Her Essentia flooded into me like a dam breaking. Vanilla and frost and fire, just like before, but deeper now. More complex. Layers I hadn’t tasted the first time we were together. I felt her resistance crumbling, felt the walls she kept around herself dissolving under the force of the connection between us.

She gasped. Her whole body shuddered.

"Oh god."

"Still hate me?"

"More than ever."

Her hands were everywhere. My hands were everywhere. Clothes became obstacles to be removed and discarded and forgotten. The conference table became a surface for better leverage. The tactical diagrams on the whiteboard watched us like silent judges.
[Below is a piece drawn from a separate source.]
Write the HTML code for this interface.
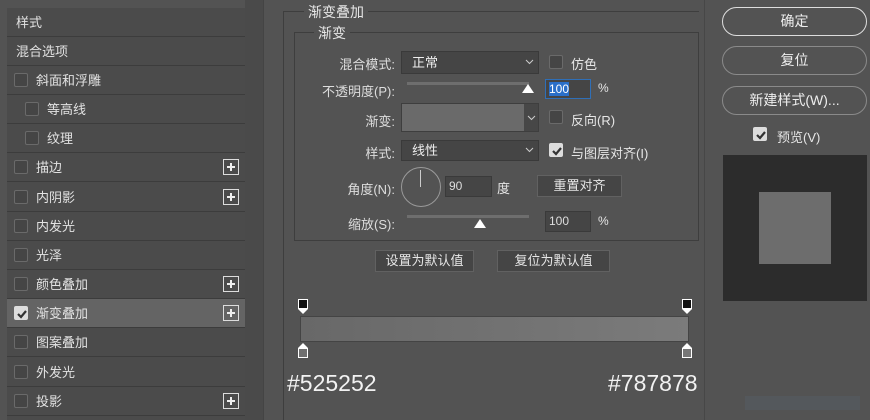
<!DOCTYPE html>
<html><head><meta charset="utf-8"><style>
*{margin:0;padding:0;box-sizing:border-box}
body{width:870px;height:420px;background:#535353;font-family:"Liberation Sans","Noto Sans CJK SC",sans-serif;color:#e6e6e6;font-size:13px;position:relative;overflow:hidden}
.a{position:absolute}
.list{left:7px;top:8px;width:238px;height:412px;background:#4b4b4b}
.row{position:absolute;left:0;width:238px;height:29px;border-bottom:1px solid #3c3c3c;line-height:29px;font-size:13px;color:#e2e2e2}
.cb{position:absolute;width:14px;height:14px;border:1px solid #6a6a6a;background:#454545;border-radius:2px}
.plus{position:absolute;right:6px;top:6px;width:16px;height:16px;border:1px solid #ddd;background:#4b4b4b}
.plus:before{content:"";position:absolute;left:3px;top:6px;width:8px;height:2px;background:#eee}
.plus:after{content:"";position:absolute;left:6px;top:3px;width:2px;height:8px;background:#eee}
.lbl{position:absolute;text-align:right;width:120px;color:#ddd;font-size:13px}
.dd{position:absolute;background:#454545;border:1px solid #3a3a3a;color:#eee;padding-left:10px;line-height:21px}
.inp{position:absolute;background:#454545;border:1px solid #3a3a3a;color:#ddd;line-height:18px;padding-left:3px;font-size:12px}
.btn{position:absolute;background:#454545;border:1px solid #616161;text-align:center;color:#e6e6e6;line-height:20px}
.rb{position:absolute;left:722px;width:145px;height:29px;border:1px solid #8a8a8a;border-radius:15px;text-align:center;line-height:27px;font-size:14px;color:#eee}
.chk{background:#ddd!important;border-color:#ddd!important}
.chk svg{position:absolute;left:1px;top:1px}
.chev{position:absolute}
</style></head><body>
<div class="a list">
 <div class="row" style="top:0;padding-left:9px">样式</div>
 <div class="row" style="top:29px;padding-left:9px">混合选项</div>
 <div class="row" style="top:58px;padding-left:29px"><span class="cb" style="left:7px;top:7px"></span>斜面和浮雕</div>
 <div class="row" style="top:87px;padding-left:40px"><span class="cb" style="left:18px;top:7px"></span>等高线</div>
 <div class="row" style="top:116px;padding-left:40px"><span class="cb" style="left:18px;top:7px"></span>纹理</div>
 <div class="row" style="top:145px;padding-left:29px"><span class="cb" style="left:7px;top:7px"></span>描边<span class="plus"></span></div>
 <div class="row" style="top:175px;padding-left:29px"><span class="cb" style="left:7px;top:7px"></span>内阴影<span class="plus"></span></div>
 <div class="row" style="top:204px;padding-left:29px"><span class="cb" style="left:7px;top:7px"></span>内发光</div>
 <div class="row" style="top:233px;padding-left:29px"><span class="cb" style="left:7px;top:7px"></span>光泽</div>
 <div class="row" style="top:262px;padding-left:29px"><span class="cb" style="left:7px;top:7px"></span>颜色叠加<span class="plus"></span></div>
 <div class="row" style="top:291px;padding-left:29px;background:#646464"><span class="cb chk" style="left:7px;top:7px"><svg width="12" height="12"><path d="M2 6 L5 9 L10 3" stroke="#333" stroke-width="2.2" fill="none"/></svg></span>渐变叠加<span class="plus" style="background:#646464"></span></div>
 <div class="row" style="top:320px;padding-left:29px"><span class="cb" style="left:7px;top:7px"></span>图案叠加</div>
 <div class="row" style="top:350px;padding-left:29px"><span class="cb" style="left:7px;top:7px"></span>外发光</div>
 <div class="row" style="top:379px;padding-left:29px"><span class="cb" style="left:7px;top:7px"></span>投影<span class="plus"></span></div>
</div>
<div class="a" style="left:245px;top:0;width:18px;height:420px;background:#4a4a4a"></div>
<div class="a" style="left:263px;top:0;width:1px;height:420px;background:#444"></div>
<div class="a" style="left:704px;top:0;width:1px;height:420px;background:#474747"></div>

<div class="a" style="left:283px;top:11px;width:416px;height:1px;background:#3e3e3e"></div>
<div class="a" style="left:283px;top:11px;width:1px;height:409px;background:#3e3e3e"></div>
<div class="a" style="left:304px;top:2px;background:#535353;padding:0 4px;font-size:14px">渐变叠加</div>
<div class="a" style="left:294px;top:32px;width:405px;height:209px;border:1px solid #3e3e3e"></div>
<div class="a" style="left:314px;top:23px;background:#535353;padding:0 4px;font-size:14px">渐变</div>

<div class="lbl" style="left:275px;top:54px">混合模式:</div>
<div class="dd" style="left:401px;top:51px;width:138px;height:23px">正常</div>
<svg class="chev" style="left:525px;top:59px" width="9" height="6"><path d="M1 1 L4.5 4.5 L8 1" stroke="#ccc" fill="none"/></svg>
<span class="cb" style="left:549px;top:55px"></span><div class="a" style="left:571px;top:54px">仿色</div>

<div class="lbl" style="left:275px;top:81px">不透明度(P):</div>
<div class="a" style="left:407px;top:82px;width:122px;height:3px;background:#6e6e6e"></div>
<div class="a" style="left:522px;top:84px;width:0;height:0;border-left:6px solid transparent;border-right:6px solid transparent;border-bottom:9px solid #fff"></div>
<div class="inp" style="left:545px;top:79px;width:46px;height:20px;border-color:#2f6fb7"><span style="background:#2a6fc9;color:#fff">100</span></div>
<div class="a" style="left:598px;top:81px;font-size:12px">%</div>

<div class="lbl" style="left:275px;top:111px">渐变:</div>
<div class="a" style="left:401px;top:103px;width:138px;height:29px;background:#6a6a6a;border:1px solid #3e3e3e"></div>
<div class="a" style="left:524px;top:104px;width:14px;height:27px;background:#474747"></div>
<svg class="chev" style="left:527px;top:115px" width="9" height="6"><path d="M1 1 L4.5 4.5 L8 1" stroke="#ccc" fill="none"/></svg>
<span class="cb" style="left:549px;top:110px"></span><div class="a" style="left:571px;top:110px">反向(R)</div>

<div class="lbl" style="left:275px;top:143px">样式:</div>
<div class="dd" style="left:401px;top:140px;width:138px;height:21px;line-height:19px">线性</div>
<svg class="chev" style="left:525px;top:147px" width="9" height="6"><path d="M1 1 L4.5 4.5 L8 1" stroke="#ccc" fill="none"/></svg>
<span class="cb chk" style="left:549px;top:143px"><svg width="12" height="12"><path d="M2 6 L5 9 L10 3" stroke="#333" stroke-width="2.2" fill="none"/></svg></span><div class="a" style="left:571px;top:143px">与图层对齐(I)</div>

<div class="lbl" style="left:275px;top:179px">角度(N):</div>
<div class="a" style="left:401px;top:167px;width:40px;height:40px;border:1px solid #9a9a9a;border-radius:50%"></div>
<div class="a" style="left:420px;top:170px;width:1px;height:17px;background:#ccc"></div>
<div class="inp" style="left:445px;top:176px;width:47px;height:21px;line-height:19px">90</div>
<div class="a" style="left:497px;top:178px">度</div>
<div class="btn" style="left:537px;top:175px;width:85px;height:22px">重置对齐</div>

<div class="lbl" style="left:275px;top:214px">缩放(S):</div>
<div class="a" style="left:407px;top:215px;width:122px;height:3px;background:#6e6e6e"></div>
<div class="a" style="left:474px;top:219px;width:0;height:0;border-left:6px solid transparent;border-right:6px solid transparent;border-bottom:9px solid #fff"></div>
<div class="inp" style="left:545px;top:211px;width:46px;height:21px;line-height:19px">100</div>
<div class="a" style="left:598px;top:214px;font-size:12px">%</div>

<div class="btn" style="left:375px;top:250px;width:99px;height:22px">设置为默认值</div>
<div class="btn" style="left:497px;top:250px;width:113px;height:22px">复位为默认值</div>

<div class="a" style="left:298px;top:299px;width:10px;height:10px;background:#111;border:1px solid #fff"></div>
<div class="a" style="left:298px;top:309px;border-left:5px solid transparent;border-right:5px solid transparent;border-top:5px solid #fff"></div>
<div class="a" style="left:682px;top:299px;width:10px;height:10px;background:#111;border:1px solid #fff"></div>
<div class="a" style="left:682px;top:309px;border-left:5px solid transparent;border-right:5px solid transparent;border-top:5px solid #fff"></div>
<div class="a" style="left:300px;top:316px;width:389px;height:26px;background:linear-gradient(90deg,#686868,#7b7b7b);border:1px solid #444"></div>
<div class="a" style="left:298px;top:343px;border-left:5px solid transparent;border-right:5px solid transparent;border-bottom:5px solid #fff"></div>
<div class="a" style="left:298px;top:348px;width:10px;height:10px;background:#707070;border:1px solid #fff"></div>
<div class="a" style="left:682px;top:343px;border-left:5px solid transparent;border-right:5px solid transparent;border-bottom:5px solid #fff"></div>
<div class="a" style="left:682px;top:348px;width:10px;height:10px;background:#777;border:1px solid #fff"></div>
<div class="a" style="left:287px;top:370px;font-size:23px;color:#f2f2f2">#525252</div>
<div class="a" style="left:608px;top:370px;font-size:23px;color:#f2f2f2">#787878</div>

<div class="rb" style="top:7px;border-color:#ddd">确定</div>
<div class="rb" style="top:46px">复位</div>
<div class="rb" style="top:86px">新建样式(W)...</div>
<span class="cb chk" style="left:753px;top:127px"><svg width="12" height="12"><path d="M2 6 L5 9 L10 3" stroke="#333" stroke-width="2.2" fill="none"/></svg></span><div class="a" style="left:777px;top:127px;font-size:13px">预览(V)</div>
<div class="a" style="left:723px;top:155px;width:144px;height:146px;background:#2c2c2c"></div>
<div class="a" style="left:759px;top:192px;width:72px;height:72px;background:#6d6d6d"></div>
<div class="a" style="left:745px;top:396px;width:115px;height:14px;background:#58626b;opacity:.4"></div>
</body></html>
Somewhere in the back of my mind, I registered that this was probably a terrible idea. Having sex with Noel in the same conference room where we’d already had sex once before, during academy hours when anyone could knock on the door and demand entry.

But Noel’s mouth was on my neck and her body was pressed against mine and the drain was cycling between us in waves of shared sensation that made rational thought feel like a distant concept.

"Rome."

"Yeah?"

"If you tell anyone about this—"

"I won’t."

"Anyone."

"Noel. I won’t."

She believed me. I could feel it through the connection. The trust she was extending despite every instinct telling her not to.

I made a decision.

I pulled back just enough to look at her face. Her eyes were bright, her cheeks flushed, her lips swollen from kissing.

"What?" she demanded.

"Nothing. You’re just beautiful."

She blinked. Something complicated moved across her expression.

"Don’t say things like that."

"Why not?"

"Because it makes this harder."

"Makes what harder?"

"Pretending I don’t care about you."

I kissed her again. Softer this time. The drain pulsed between us, cycling warmth and want and something that felt dangerously close to genuine affection.

When we finally came up for air, she was looking at me like I was a puzzle she couldn’t quite solve.

"You’re not what I expected," she said.

"What did you expect?"

"Someone easier to hate."

"Disappointed?"

"Confused." She traced a line down my chest. "You should be exactly what everyone says you are. A playboy coasting on family money. An arrogant waste of potential. The villain of someone else’s story."

"Maybe I am all those things."

"Maybe. But you’re also something else. Something I can’t figure out."

"Does that bother you?"

"Immensely."

I pulled her close again. Felt her melt against me despite her best efforts to stay rigid.

"Welcome to the club," I said. "I can’t figure me out either."

She laughed again. That same rare sound that made everything worth the complications.

We didn’t leave the conference room for another two hours.